The thing that led me to the Firesign Theatre was the opportunity to create new story ideas, new storytelling manners and an opportunity to create a whole plethora of new characters, of different characters, which I’ve been able to do with my voice primarily on recordings.
IN BATTLEFIELD EARTH THERE ARE 198 DIFFERENT CHARACTERS. TELL US ABOUT SOME OF THE ROLES YOU PLAYED IN THE AUDIOBOOK EDITION.
I played Baron von Roth, one of the bankers, a big financier. He was kind of the Rupert Murdoch character. It was with a German accent. Later on I had to match it and they played me a tape of my performance, and I said, “That’s not me. That’s another actor.” And I had to match it. So I matched it and I said, “Oh yeah, it is me.”
You know, one of the magical things about doing voices and one of the most fun things about working on L. Ron Hubbard’s projects is that he’s created so many colorful characters and so many different worlds and so many different dialects that you are stretched constantly to create some kind of a vocal character that is either your image or the director’s image or Hubbard’s image of this person. You try to find the character in your voice and in your attitude.
Sometimes it takes you into strange places as an actor. And this is an example of that. When I heard this German accent that I had chosen to do for this character, it did not sound like me, but it was. I’m a genius! [laughs]

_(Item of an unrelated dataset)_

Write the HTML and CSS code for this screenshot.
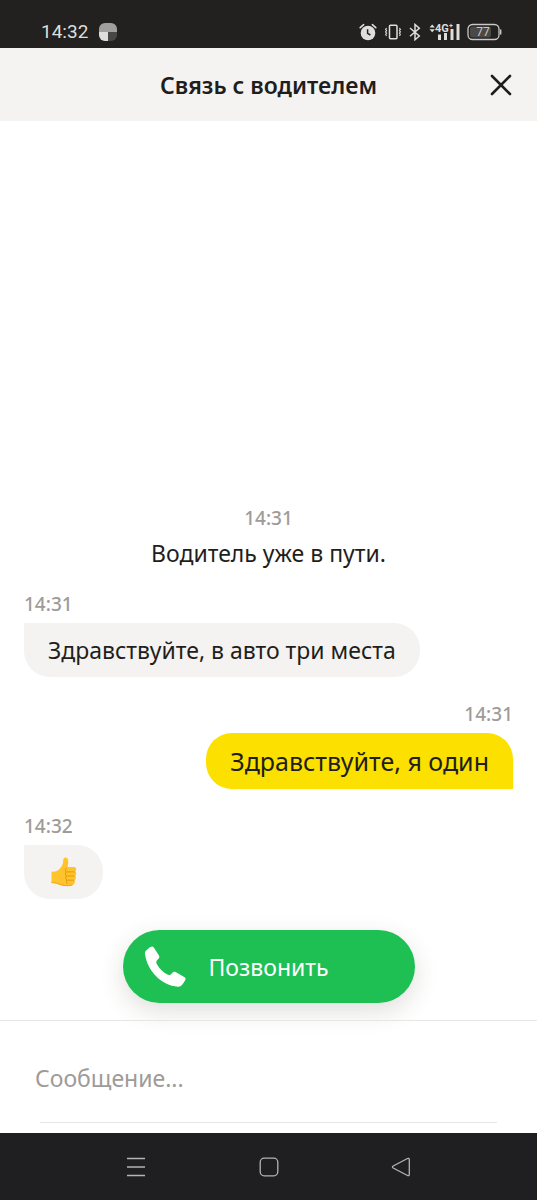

I also played Chief of the Argyles. I love doing the Scottish accent. I’m not sure it’s totally authentic but it’s so much fun to do. It makes you think of thistles with dew on them, you know. It’s both sharp and kind of wet at the same time, kind of like the Scots.
YOU SPEAK 7 LANGUAGES, INCLUDING RUSSIAN, AND ALSO PLAY A RUSSIAN IN BATTLEFIELD EARTH.

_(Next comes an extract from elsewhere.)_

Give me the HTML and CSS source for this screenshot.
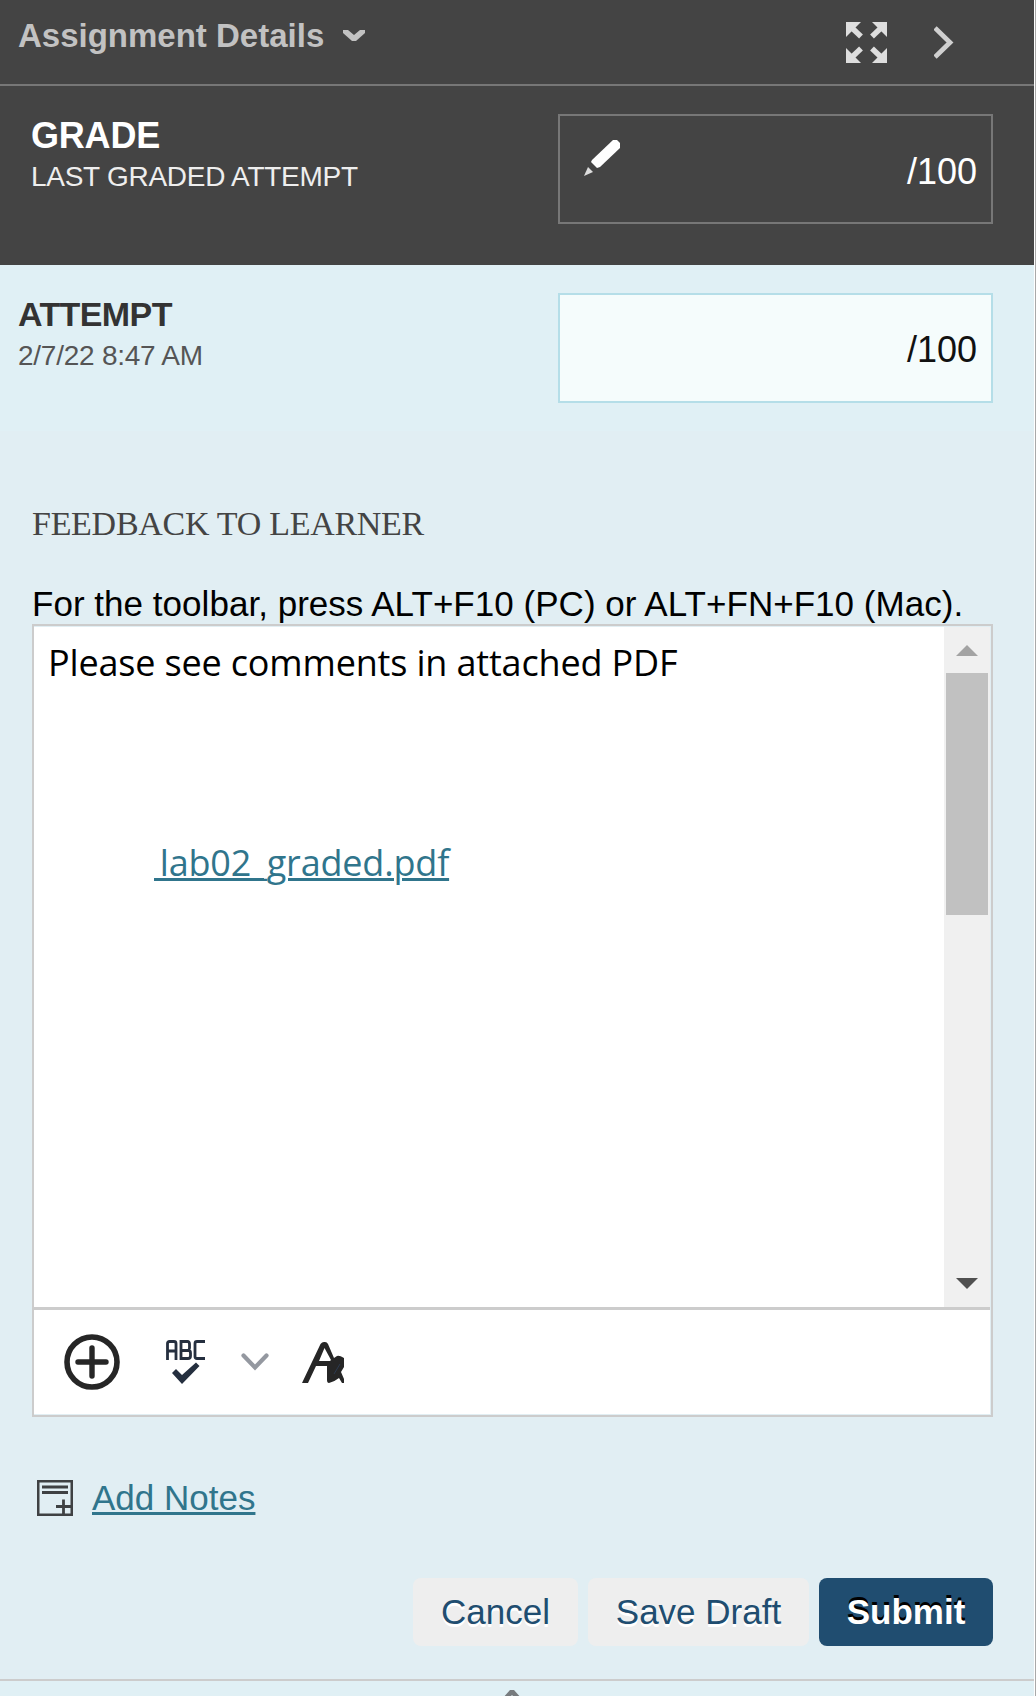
FILE: index.html
```html
<!DOCTYPE html>
<html lang="en">
<head>
<meta charset="utf-8">
<title>Assignment Details</title>
<link rel="stylesheet" href="styles.css">
</head>
<body>
<main class="panel">
  <header class="topbar">
    <h1 class="title">Assignment Details</h1>
    <svg class="title-caret" width="22" height="12" viewBox="0 0 22 12"><path d="M0 0H5L11 5L17 0H22V3L13 11H9L0 3Z" fill="#c2c2c2"/></svg>
    <svg class="expand" width="41" height="41" viewBox="0 0 41 41" fill="#dedede" stroke="#dedede">
      <g id="arrow"><path d="M0 0H15L0 15Z" stroke="none"/><path d="M5 5L15 14.500" stroke-width="5.500"/></g>
      <use href="#arrow" transform="translate(41 0) scale(-1 1)"/>
      <use href="#arrow" transform="translate(0 41) scale(1 -1)"/>
      <use href="#arrow" transform="translate(41 41) scale(-1 -1)"/>
    </svg>
    <svg class="next" width="20" height="33" viewBox="0 0 20 33"><path d="M1 2L16 16.500L1 31" fill="none" stroke="#d0d0d0" stroke-width="4.800"/></svg>
  </header>

  <section class="grade">
    <div class="labels">
      <h2 class="grade-title">GRADE</h2>
      <p class="sub">LAST GRADED ATTEMPT</p>
    </div>
    <div class="score score-dark">
      <svg class="pencil" width="36" height="36" viewBox="0 0 36 36" fill="#fff"><path d="M29 0H33L36 3V8L16 27L13 28L7 22L8 20Z"/><path d="M4 27L9 32L0 36Z" fill="#ddd"/></svg>
      <span class="points">/100</span>
    </div>
  </section>

  <section class="attempt">
    <div class="labels">
      <h2 class="attempt-title">ATTEMPT</h2>
      <p class="date">2/7/22 8:47 AM</p>
    </div>
    <div class="score score-light"><span class="points">/100</span></div>
  </section>

  <section class="feedback">
    <h3 class="feedback-title">FEEDBACK TO LEARNER</h3>
    <p class="hint">For the toolbar, press ALT+F10 (PC) or ALT+FN+F10 (Mac).</p>
    <div class="editor">
      <div class="editor-body">
        <div class="document">
          <p class="comment">Please see comments in attached PDF</p>
          <a class="attachment">&nbsp;lab02_graded.pdf</a>
        </div>
        <div class="scrollbar">
          <svg width="22" height="11" viewBox="0 0 22 11"><path d="M0 11L11 0L22 11Z" fill="#a3a3a3"/></svg>
          <div class="thumb"></div>
          <svg class="down" width="22" height="11" viewBox="0 0 22 11"><path d="M0 0H22L11 11Z" fill="#505050"/></svg>
        </div>
      </div>
      <div class="toolbar">
        <svg class="tool-add" width="56" height="56" viewBox="0 0 56 56" fill="none" stroke="#262626"><circle cx="28" cy="28" r="25" stroke-width="5.600"/><path d="M28 14V42M14 28H42" stroke-width="5.400" stroke-linecap="round"/></svg>
        <svg class="tool-spell" width="40" height="44" viewBox="0 0 40 44" fill="none" stroke="#252f3f" stroke-width="2.800"><path d="M1.500 20V3.500Q1.500 1.500 3.500 1.500H8Q10 1.500 10 3.500V20M1.500 11H10"/><path d="M15 1.500V18.500H22Q24.500 18.500 24.500 16V13Q24.500 10.500 22.500 10.500H15H22Q23.500 10 23.500 8V4Q23.500 1.500 21.500 1.500H13.600M15 18.500H13.600"/><path d="M39 1.500H31Q29 1.500 29 3.500V16.500Q29 18.500 31 18.500H39"/><path d="M6 33L10 29L16 35L30 22.500L33.500 26L16 44Z" fill="#252f3f" stroke="none"/></svg>
        <svg class="tool-more" width="28" height="18" viewBox="0 0 28 18"><path d="M2.500 2.500L14 14.500L25.500 2.500" fill="none" stroke="#9498a0" stroke-width="4.200" stroke-linecap="round"/></svg>
        <svg class="tool-text" width="42" height="42" viewBox="0 0 42 42"><path fill="#262626" d="M0 41L18.500 2Q20 0 22 0H23Q25 0 26 2L32 16L35 14Q37 13 42 16V25L39 30L42 37V41H40L37 36Q32 40 27 41Q25 41 25 38V24H14L6 41ZM17 19H28L29 18L22.500 6Z"/><path d="M32 32L38 22" stroke="#2c3a50" stroke-width="1"/></svg>
      </div>
    </div>

    <div class="notes">
      <svg width="36" height="36" viewBox="0 0 36 36" fill="none" stroke="#3f4143"><path d="M1 1H35V35H1Z" stroke-width="3"/><path d="M5 7H31M5 12.500H31M19 26.500H34M26.500 19.500V34" stroke-width="2.800"/></svg>
      <a class="notes-link">Add Notes</a>
    </div>

    <div class="actions">
      <button class="btn cancel">Cancel</button>
      <button class="btn draft">Save Draft</button>
      <button class="btn submit">Submit</button>
    </div>
  </section>

  <footer class="bottom">
    <svg width="22" height="12" viewBox="0 0 22 12"><path d="M1 10L9 1H13L21 10H15L11 6L7 10Z" fill="#777b7e"/></svg>
  </footer>
</main>
</body>
</html>
```
FILE: styles.css
```css
* { box-sizing: border-box; }
body { margin: 0; background: #fff; font-family: "Liberation Sans", Arial, sans-serif; }
h1, h2, h3, p { margin: 0; font-weight: 400; }
.panel {
  width: 1036px; height: 1696px; padding-right: 1px; overflow: hidden;
  display: flex; flex-direction: column;
  background: #fff; border-right: 1px solid #a9a9a9;
}
.panel > * { flex-shrink: 0; width: 1034px; }

.topbar { height: 86px; background: #444; border-bottom: 2px solid #777; padding-left: 18px; display: flex; align-items: flex-start; }
.title { font-size: 33px; line-height: 71px; font-weight: 700; color: #c2c2c2; width: 325px; white-space: nowrap; }
.title-caret { margin-top: 30px; }
.expand { margin: 22px 0 0 481px; }
.next { margin: 26px 0 0 47px; }

.grade { height: 179px; background: #444; color: #fff; padding: 28px 41px 0 31px; display: flex; justify-content: space-between; align-items: flex-start; }
.attempt { height: 166px; background: #e0f0f5; padding: 28px 41px 0 18px; display: flex; justify-content: space-between; align-items: flex-start; }
.labels { white-space: nowrap; }
.grade-title { margin-top: 2px; font-size: 36px; line-height: 40px; font-weight: 700; letter-spacing: -0.2px; }
.sub { margin-top: 3px; font-size: 28px; line-height: 36px; letter-spacing: -0.27px; color: #eee; }
.attempt-title { margin-top: 1px; font-size: 34px; line-height: 40px; font-weight: 700; letter-spacing: -0.6px; color: #333; }
.date { margin-top: 4px; font-size: 28px; line-height: 36px; letter-spacing: -0.25px; color: #555; }
.score { width: 435px; height: 110px; border: 2px solid; padding: 0 14px 0 24px; display: flex; align-items: flex-start; }
.score-dark { border-color: #777; }
.score-light { border-color: #b5dee8; background: #f5fcfc; color: #111; }
.pencil { margin-top: 24px; }
.points { margin: 35px 0 0 auto; font-size: 36px; line-height: 40px; }
.score-dark .points { margin-top: 36px; }

.feedback { height: 1248px; padding: 0 41px 0 32px; background: #e1eef3; }
.feedback-title { padding-top: 73px; height: 154px; font-family: "Liberation Serif", Georgia, serif; font-size: 34px; line-height: 40px; letter-spacing: -0.28px; color: #444; white-space: nowrap; }
.hint { height: 39px; font-size: 35px; line-height: 38px; letter-spacing: 0.03px; white-space: nowrap; color: #000; }
.editor { height: 793px; border: 2px solid #ccc; padding: 1px 1px 1px 0; }
.editor-body { height: 680px; display: flex; background: #fff; }
.document { flex: 1; padding: 11px 14px; font-family: "Open Sans", sans-serif; color: #000; }
.comment { font-size: 36px; line-height: 50px; letter-spacing: -0.17px; }
.attachment { display: block; margin: 150px 0 0 106px; font-size: 36px; line-height: 50px; letter-spacing: -0.18px; word-spacing: -3.4px; color: #30758c; text-decoration: underline; text-decoration-thickness: 3px; white-space: nowrap; }
.scrollbar { width: 46px; background: #f0f0f0; display: flex; flex-direction: column; align-items: center; padding: 18px 0; }
.thumb { width: 42px; height: 242px; margin-top: 17px; background: #c1c1c1; }
.down { margin-top: auto; }
.toolbar { height: 107px; background: #fff; border-top: 3px solid #ccc; display: flex; align-items: flex-start; padding-left: 30px; }
.tool-add { margin-top: 24px; }
.tool-spell { margin: 30px 0 0 46px; }
.tool-more { margin: 43px 0 0 35px; }
.tool-text { margin: 32px 0 0 33px; }

.notes { margin-top: 63px; height: 36px; padding-left: 5px; display: flex; align-items: center; }
.notes-link { margin-left: 19px; font-size: 35px; line-height: 40px; color: #30758c; text-decoration: underline; text-decoration-thickness: 3px; text-underline-offset: 2px; }
.actions { margin-top: 62px; display: flex; justify-content: flex-end; gap: 10px; }
.btn { height: 68px; padding: 0 0 1px; border: 0; border-radius: 8px; background: #eee; color: #204d70; font: 35px "Liberation Sans", Arial, sans-serif; text-shadow: 0 3px 0 #fff; white-space: nowrap; }
.cancel { width: 165px; }
.draft { width: 221px; }
.submit { width: 174px; background: #204d70; color: #fff; font-weight: 700; text-shadow: 0 -3px 0 #000; }

.bottom { height: 17px; background: #e0f0f5; border-top: 2px solid #ccc; padding-left: 501px; padding-top: 8px; overflow: hidden; }
.bottom svg { display: block; }
```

Well, of course I played a Russian because I am a spy. [laughs] Everybody says, “Why you speak so good Russian? Why you know this?” [said in a Russian dialect] It’s like no acting is necessary—Russian’s simple.
TELL ME ABOUT THE CINEMATIC QUALITY OF THE AUDIOBOOK.
In my involvement in this particular piece, I was again reminded of the cinematic quality of Hubbard’s writing and how powerfully he creates images for movies in the mind.
And I, of course, have a particular love of that approach to writing because I’m a member of the Firesign Theatre and we coined the phrase, “Movies for the Mind,” because we created the multi-leveled, in-studio production format for comedy. And it was designed so that it would last for decades, which it has done.
Because somehow the magic that came out of the four men that were together—Phil Austin and David Ossman, Peter Bergman and myself—was that we were also futurists, like Hubbard.
I grew up listening to radio programs, often live, with sound effects and with music and it stimulated my imagination and I would make little movies in my mind. Everybody did that. Even the comedy shows that you listened to, you would put yourself in the audience.
And one of the things that so impressed me in working on this production was, how meticulously you work to create the perfect blend of original music, sound effects that are tremendously effective and challenging, and background voices, atmosphere, which I also have done for 50 years in movies and television.
It’s quite an art to be able to have, to create a poetic environment that does not distract from the true story line. And you guys have mastered that as well.
And I think you’ll feel that excitement when you hear Battlefield Earth. It’s part of the unique quality of these recordings.
WHAT INTERESTED YOU THE MOST ABOUT BATTLEFIELD EARTH?
One of the things that I think is most interesting about Battlefield Earth, as a piece, as a work of science fiction and science fantasy, is the fact that it’s rooted on greed, gold, money, politics and power. It will instruct you. It will inform you, it will inspire you, and that’s what art is all about.